In Trump’s response to the Senate legal summons for his trial, his lawyers argue that the first article of impeachment against him is invalid because it “alleges no crimes at all, let alone ‘High Crimes and Misdemeanors,’ as required by the Constitution. In fact it alleges no violation of law whatsoever.”
A Democratic trial brief also released over the weekend dismisses the central plank of Trump’s defense — that an indictable crime must be committed before a President can be impeached. The document says that the Founders understood the phrase “High Crimes and Misdemeanors” to mean “acts committed by public officials that inflict severe harm on the constitutional order.
House Democratic Intelligence Chairman Adam Schiff criticized the President’s effective position that abuse of power — the subject of the first article of impeachment — is not an impeachable offense.
“The logic of that absurdist position that’s being now adopted by the President is, he could give away the state of Alaska. He could withhold execution of sanctions on Russia for interfering in the last election to induce or coerce Russia to interfere in the next one,” Schiff, one of the impeachment managers who will make the case against Trump, said on “This Week.”
“The mere idea of this would have appalled the founders, who were worried about exactly that kind of solicitation of foreign interference in an election for a personal benefit, the danger it poses to national security,” Schiff said.
“That goes to the very heart of what the framers intended to be impeachable.”
Trump’s lawyers are sketching a vision of an expansive presidency and a political system offering Congress limited power to check the commander-in-chief.
Their exceedingly aggressive response to the House impeachment case also claims that the President was denied due process in the House impeachment investigation.
The response to the summons, signed by Trump’s two lawyers Jay Sekulow and Pat Cipollone, is already fulfilling part of its intended purpose — arming Republican senators with pre-trial arguments to counter a detailed Democratic case alleging gross abuse of presidential authority.
“He’s been charged with abuse of power, which is not treason, which is not bribery, which is not a high crime and misdemeanor,” Texas GOP Sen. John Cornyn said on CBS’ “Face the Nation” on Sunday.
“So, this is the first time in history where a President has been impeached for a non-crime for events that never occurred,” he said.
Georgia Sen. David Perdue, another Trump ally, picked up on the legal response’s argument that the Democrats had subverted the impeachment process itself — even though the Constitution gives the House sole power to set the procedures of the process and the President declined to send representatives to Judiciary Committee hearings.
“This has all been tried out in the media.

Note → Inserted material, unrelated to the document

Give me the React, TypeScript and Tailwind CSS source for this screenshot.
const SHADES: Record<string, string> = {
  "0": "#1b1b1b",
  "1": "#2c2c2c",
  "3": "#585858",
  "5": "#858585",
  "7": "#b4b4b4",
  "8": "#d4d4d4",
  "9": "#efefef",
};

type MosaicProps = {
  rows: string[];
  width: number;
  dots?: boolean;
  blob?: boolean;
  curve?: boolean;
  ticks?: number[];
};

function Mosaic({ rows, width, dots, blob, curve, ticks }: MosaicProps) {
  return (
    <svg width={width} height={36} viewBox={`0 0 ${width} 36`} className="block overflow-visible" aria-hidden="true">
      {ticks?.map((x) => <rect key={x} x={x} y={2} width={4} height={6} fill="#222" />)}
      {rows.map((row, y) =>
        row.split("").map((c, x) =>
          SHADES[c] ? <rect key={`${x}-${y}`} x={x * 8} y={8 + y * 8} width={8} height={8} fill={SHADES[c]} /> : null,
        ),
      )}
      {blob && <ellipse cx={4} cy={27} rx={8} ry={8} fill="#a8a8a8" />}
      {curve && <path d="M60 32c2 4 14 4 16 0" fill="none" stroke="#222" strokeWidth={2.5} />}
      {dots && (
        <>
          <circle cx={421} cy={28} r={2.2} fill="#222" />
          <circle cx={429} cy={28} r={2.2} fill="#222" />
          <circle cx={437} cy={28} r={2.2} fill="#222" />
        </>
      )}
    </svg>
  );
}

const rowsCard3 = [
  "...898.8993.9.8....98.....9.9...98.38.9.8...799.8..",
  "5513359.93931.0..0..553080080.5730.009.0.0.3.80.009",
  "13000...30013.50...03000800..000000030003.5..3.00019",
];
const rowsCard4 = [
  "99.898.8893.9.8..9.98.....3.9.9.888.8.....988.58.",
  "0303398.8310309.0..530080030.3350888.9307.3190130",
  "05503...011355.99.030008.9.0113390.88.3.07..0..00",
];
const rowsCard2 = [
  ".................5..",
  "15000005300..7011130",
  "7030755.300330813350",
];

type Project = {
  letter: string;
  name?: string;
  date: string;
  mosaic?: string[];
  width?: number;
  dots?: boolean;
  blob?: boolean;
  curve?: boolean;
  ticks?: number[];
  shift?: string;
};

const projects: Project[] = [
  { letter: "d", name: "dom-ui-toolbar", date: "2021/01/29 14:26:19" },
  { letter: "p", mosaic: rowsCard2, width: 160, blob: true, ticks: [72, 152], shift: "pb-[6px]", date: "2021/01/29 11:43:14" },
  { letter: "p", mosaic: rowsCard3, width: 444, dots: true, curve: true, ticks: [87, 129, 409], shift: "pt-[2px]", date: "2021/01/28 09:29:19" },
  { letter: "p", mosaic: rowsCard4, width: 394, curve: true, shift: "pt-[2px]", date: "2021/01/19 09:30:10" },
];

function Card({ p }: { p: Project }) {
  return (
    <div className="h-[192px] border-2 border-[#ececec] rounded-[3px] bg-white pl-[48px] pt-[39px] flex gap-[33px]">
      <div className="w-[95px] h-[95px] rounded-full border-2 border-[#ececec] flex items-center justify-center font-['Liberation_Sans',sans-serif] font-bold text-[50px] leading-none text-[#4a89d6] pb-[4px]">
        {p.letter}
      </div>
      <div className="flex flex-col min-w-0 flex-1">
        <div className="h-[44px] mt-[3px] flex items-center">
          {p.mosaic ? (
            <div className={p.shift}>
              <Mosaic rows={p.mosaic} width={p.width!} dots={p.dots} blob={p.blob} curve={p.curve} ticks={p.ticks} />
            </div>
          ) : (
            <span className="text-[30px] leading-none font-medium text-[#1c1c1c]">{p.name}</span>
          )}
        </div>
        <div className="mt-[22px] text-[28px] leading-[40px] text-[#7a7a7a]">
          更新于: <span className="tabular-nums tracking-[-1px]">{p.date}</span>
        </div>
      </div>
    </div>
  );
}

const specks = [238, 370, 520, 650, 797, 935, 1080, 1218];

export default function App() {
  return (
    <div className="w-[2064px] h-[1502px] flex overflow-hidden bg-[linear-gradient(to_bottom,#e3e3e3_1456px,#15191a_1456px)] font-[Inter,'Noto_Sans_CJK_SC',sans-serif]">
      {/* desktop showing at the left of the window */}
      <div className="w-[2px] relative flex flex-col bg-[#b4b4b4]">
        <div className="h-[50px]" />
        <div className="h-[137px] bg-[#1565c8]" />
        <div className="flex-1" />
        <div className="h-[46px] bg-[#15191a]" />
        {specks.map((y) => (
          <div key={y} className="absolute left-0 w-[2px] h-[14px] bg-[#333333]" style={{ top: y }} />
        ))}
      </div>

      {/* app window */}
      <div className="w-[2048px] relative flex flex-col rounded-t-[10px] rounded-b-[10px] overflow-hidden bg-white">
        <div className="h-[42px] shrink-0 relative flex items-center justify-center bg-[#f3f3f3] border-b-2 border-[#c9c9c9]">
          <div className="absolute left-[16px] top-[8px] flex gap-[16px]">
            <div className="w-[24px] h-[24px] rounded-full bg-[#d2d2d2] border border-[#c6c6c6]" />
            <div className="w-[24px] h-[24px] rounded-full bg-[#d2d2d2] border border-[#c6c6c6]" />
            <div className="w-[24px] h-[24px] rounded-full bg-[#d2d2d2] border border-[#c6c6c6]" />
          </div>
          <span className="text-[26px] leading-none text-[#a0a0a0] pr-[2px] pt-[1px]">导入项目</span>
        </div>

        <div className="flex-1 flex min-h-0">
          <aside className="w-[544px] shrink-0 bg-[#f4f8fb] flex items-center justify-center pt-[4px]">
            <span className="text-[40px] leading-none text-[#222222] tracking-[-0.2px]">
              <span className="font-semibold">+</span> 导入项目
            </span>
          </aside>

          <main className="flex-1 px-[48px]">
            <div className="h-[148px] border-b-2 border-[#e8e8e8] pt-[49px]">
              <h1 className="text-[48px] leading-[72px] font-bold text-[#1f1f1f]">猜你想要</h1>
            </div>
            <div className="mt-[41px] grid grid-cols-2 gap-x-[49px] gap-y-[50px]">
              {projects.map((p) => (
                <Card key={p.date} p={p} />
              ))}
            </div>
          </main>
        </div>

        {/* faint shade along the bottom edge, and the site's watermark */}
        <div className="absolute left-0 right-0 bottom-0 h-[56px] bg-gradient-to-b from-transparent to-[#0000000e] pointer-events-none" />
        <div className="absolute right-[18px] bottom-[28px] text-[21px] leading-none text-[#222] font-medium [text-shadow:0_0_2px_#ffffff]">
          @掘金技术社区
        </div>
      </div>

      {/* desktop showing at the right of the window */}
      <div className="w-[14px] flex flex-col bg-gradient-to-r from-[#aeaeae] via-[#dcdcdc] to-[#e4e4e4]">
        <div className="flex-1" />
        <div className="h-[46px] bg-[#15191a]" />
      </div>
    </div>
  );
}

I mean, he has not had an opportunity,” Perdue told “Meet the Press” on NBC. “Remember, next week is going to be the first time America gets to hear President Trump’s defense.”

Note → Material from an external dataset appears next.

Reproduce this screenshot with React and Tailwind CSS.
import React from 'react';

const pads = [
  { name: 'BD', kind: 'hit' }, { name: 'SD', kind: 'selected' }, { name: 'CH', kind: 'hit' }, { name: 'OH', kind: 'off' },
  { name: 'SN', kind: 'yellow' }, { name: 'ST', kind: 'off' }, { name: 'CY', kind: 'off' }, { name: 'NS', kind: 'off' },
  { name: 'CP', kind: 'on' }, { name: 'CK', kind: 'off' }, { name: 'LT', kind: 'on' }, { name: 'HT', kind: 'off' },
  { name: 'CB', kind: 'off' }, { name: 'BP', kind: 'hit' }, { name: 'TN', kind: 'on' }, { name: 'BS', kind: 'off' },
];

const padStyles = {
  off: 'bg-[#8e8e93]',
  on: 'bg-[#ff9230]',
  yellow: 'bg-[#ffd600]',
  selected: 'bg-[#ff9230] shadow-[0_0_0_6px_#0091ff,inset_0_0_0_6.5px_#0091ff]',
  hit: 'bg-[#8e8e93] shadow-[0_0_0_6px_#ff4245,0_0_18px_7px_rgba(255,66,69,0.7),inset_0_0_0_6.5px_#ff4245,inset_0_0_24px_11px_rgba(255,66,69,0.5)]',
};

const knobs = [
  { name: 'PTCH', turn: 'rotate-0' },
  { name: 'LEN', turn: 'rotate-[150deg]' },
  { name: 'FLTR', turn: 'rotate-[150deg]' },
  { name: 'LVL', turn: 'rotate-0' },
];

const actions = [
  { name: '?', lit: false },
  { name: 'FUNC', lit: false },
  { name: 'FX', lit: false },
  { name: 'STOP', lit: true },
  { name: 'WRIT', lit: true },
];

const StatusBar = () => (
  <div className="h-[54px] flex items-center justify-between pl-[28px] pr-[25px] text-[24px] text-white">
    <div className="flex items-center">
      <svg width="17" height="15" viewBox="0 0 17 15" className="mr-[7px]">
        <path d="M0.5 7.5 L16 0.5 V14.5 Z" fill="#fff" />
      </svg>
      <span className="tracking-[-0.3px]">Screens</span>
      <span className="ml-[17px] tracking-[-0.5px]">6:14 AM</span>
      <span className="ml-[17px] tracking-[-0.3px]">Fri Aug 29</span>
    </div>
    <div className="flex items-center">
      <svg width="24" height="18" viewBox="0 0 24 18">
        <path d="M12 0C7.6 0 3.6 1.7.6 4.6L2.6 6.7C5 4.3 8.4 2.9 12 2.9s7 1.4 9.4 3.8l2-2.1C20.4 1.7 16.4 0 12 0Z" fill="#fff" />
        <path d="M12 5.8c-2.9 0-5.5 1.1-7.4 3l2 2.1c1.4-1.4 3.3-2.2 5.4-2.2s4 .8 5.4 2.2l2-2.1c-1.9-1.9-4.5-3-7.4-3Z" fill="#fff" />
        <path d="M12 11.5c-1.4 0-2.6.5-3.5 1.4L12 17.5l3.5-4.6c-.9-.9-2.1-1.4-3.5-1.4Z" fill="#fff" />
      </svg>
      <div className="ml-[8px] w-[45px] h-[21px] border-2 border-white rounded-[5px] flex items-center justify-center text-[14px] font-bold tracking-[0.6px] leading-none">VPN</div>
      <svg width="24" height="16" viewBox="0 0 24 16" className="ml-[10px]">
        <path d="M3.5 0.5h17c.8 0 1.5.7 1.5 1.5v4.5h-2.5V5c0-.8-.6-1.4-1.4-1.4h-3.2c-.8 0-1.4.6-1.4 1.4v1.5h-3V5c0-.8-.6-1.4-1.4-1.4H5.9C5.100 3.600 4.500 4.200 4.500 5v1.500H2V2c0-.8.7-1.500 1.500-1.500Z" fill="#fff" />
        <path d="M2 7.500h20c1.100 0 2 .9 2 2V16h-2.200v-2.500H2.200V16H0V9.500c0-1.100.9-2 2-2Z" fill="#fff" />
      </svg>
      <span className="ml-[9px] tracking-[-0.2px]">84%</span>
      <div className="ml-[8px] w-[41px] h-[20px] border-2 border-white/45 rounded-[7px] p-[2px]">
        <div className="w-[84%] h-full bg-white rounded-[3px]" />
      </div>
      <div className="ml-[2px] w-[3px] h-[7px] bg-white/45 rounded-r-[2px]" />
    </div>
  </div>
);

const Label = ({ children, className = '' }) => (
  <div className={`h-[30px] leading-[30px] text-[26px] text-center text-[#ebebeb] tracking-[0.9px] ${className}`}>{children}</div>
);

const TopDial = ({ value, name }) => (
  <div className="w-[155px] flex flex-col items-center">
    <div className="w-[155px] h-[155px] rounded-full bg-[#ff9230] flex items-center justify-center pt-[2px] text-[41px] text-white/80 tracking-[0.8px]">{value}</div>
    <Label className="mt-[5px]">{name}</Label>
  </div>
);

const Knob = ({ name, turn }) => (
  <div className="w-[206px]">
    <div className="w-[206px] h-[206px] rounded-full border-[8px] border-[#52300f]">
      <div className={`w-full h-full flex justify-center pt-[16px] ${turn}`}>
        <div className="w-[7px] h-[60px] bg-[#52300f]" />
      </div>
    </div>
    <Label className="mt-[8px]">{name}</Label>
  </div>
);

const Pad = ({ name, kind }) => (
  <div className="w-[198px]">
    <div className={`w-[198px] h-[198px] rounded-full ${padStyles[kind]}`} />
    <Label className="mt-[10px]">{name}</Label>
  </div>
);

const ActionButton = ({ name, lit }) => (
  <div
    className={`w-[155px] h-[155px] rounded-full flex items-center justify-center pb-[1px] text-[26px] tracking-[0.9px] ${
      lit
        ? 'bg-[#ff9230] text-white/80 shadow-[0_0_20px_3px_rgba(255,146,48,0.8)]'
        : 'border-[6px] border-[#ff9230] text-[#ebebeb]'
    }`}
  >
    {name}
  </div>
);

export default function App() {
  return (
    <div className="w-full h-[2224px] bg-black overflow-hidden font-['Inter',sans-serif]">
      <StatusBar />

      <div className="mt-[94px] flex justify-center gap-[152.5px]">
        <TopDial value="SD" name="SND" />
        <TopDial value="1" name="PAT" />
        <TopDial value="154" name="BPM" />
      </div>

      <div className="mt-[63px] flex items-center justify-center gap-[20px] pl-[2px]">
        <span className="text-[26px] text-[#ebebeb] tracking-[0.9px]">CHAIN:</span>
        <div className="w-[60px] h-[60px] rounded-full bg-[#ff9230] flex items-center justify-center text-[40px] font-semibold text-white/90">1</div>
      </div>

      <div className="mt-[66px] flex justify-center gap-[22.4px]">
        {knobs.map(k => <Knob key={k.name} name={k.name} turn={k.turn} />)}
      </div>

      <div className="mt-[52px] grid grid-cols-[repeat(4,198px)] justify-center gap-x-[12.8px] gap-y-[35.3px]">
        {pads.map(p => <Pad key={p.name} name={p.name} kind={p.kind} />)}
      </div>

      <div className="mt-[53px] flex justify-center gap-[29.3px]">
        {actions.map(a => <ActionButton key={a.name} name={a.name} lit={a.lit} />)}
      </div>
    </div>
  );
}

The legal response and the public comments of members of his legal team represents the President’s most coherent push back yet against his impeachment.

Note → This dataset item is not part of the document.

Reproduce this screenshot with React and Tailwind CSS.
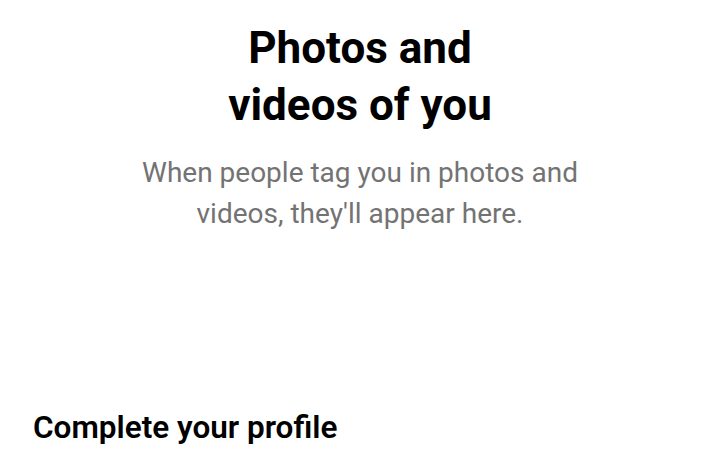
export default function App() {
    return (
        <div
            className="w-[720px] h-[454px] bg-white overflow-hidden flex flex-col"
            style={{ fontFamily: "Roboto, 'Noto Sans', sans-serif" }}
        >
            <div className="flex flex-col items-center text-center pt-[20px]">
                <h1 className="text-[44px] leading-[57px] font-bold text-black">
                    Photos and
                    <br />
                    videos of you
                </h1>
                <p className="mt-[18px] text-[28px] leading-[41px] text-[#737373]">
                    When people tag you in photos and
                    <br />
                    videos, they'll appear here.
                </p>
            </div>
            <div className="mt-auto px-[33px] pb-[4px]">
                <h2 className="text-[31.5px] leading-[44px] font-semibold text-black">
                    Complete your profile
                </h2>
            </div>
        </div>
    );
}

Trump’s defense also largely ignores the evidence piled up by the House impeachment inquiry. It implicitly argues that withholding aid in an effort to procure political favors — in this case from Ukraine — is well within a President’s prerogative and that Congress lacks the power to investigate it.
The President’s brief is shaping fierce debate over whether Republicans will allow new witness testimony during the trial.
Senate Democratic Minority Leader Chuck Schumer said Sunday evening that if Senate Majority Leader Mitch McConnell does not call for witnesses in his proposal for trial procedures, he would force votes on the issue at the start of the trial.
“We’re allowed to amend it, and ask for them. I am allowed to amend it — and then if they say well let’s wait and hear the arguments we’ll want a vote after they hear the arguments as well and we will do everything we can to force votes again,” Schumer said at a press conference in New York.
New revelations about Trump’s scheme to go around formal diplomatic channels in Ukraine — notably from indicted Rudy Giuliani associate Lev Parnas are putting pressure on GOP senators on the witness issue.
The dueling Democratic and Republican narratives heading into the Senate trial reflect the high political stakes even though Trump’s acquittal is almost guaranteed. Democrats want the public to perceive the GOP as shielding a corrupt president in an unfair trial. Republican leaders hope to protect their vulnerable members in swing states where Trump is unpopular and are constrained by the President’s stranglehold on the conservative base — on issues like witnesses especially.
“The Senate itself is on trial, as far as I’m concerned, and the jury is the American people,” Illinois Sen. Dick Durbin said on “Meet the Press,” revealing the Democratic tactic of making life as uncomfortable as possible for Republican senators as the trial gets underway.
“A fair trial, everyone understands, involves evidence. Evidence would be documents and witnesses,” Durbin said. “At this point, you know, the Senate is on trial. And I hope at the end of the day enough Republican senators will understand history will find you. Make certain that you make a decision that you can live with in terms of our Constitution and your own professional career.”
In their own detailed filing issued over the weekend, Democrats made the case that the Senate’s expected failure to convict Trump of impeachable crimes would change the presidency forever.
“His misconduct challenges the fundamental principle that Americans should decide American elections, and that a divided system of government, in which no single branch operates without the check and balance of the others, preserves the liberty we all hold dear,” the Democratic brief said.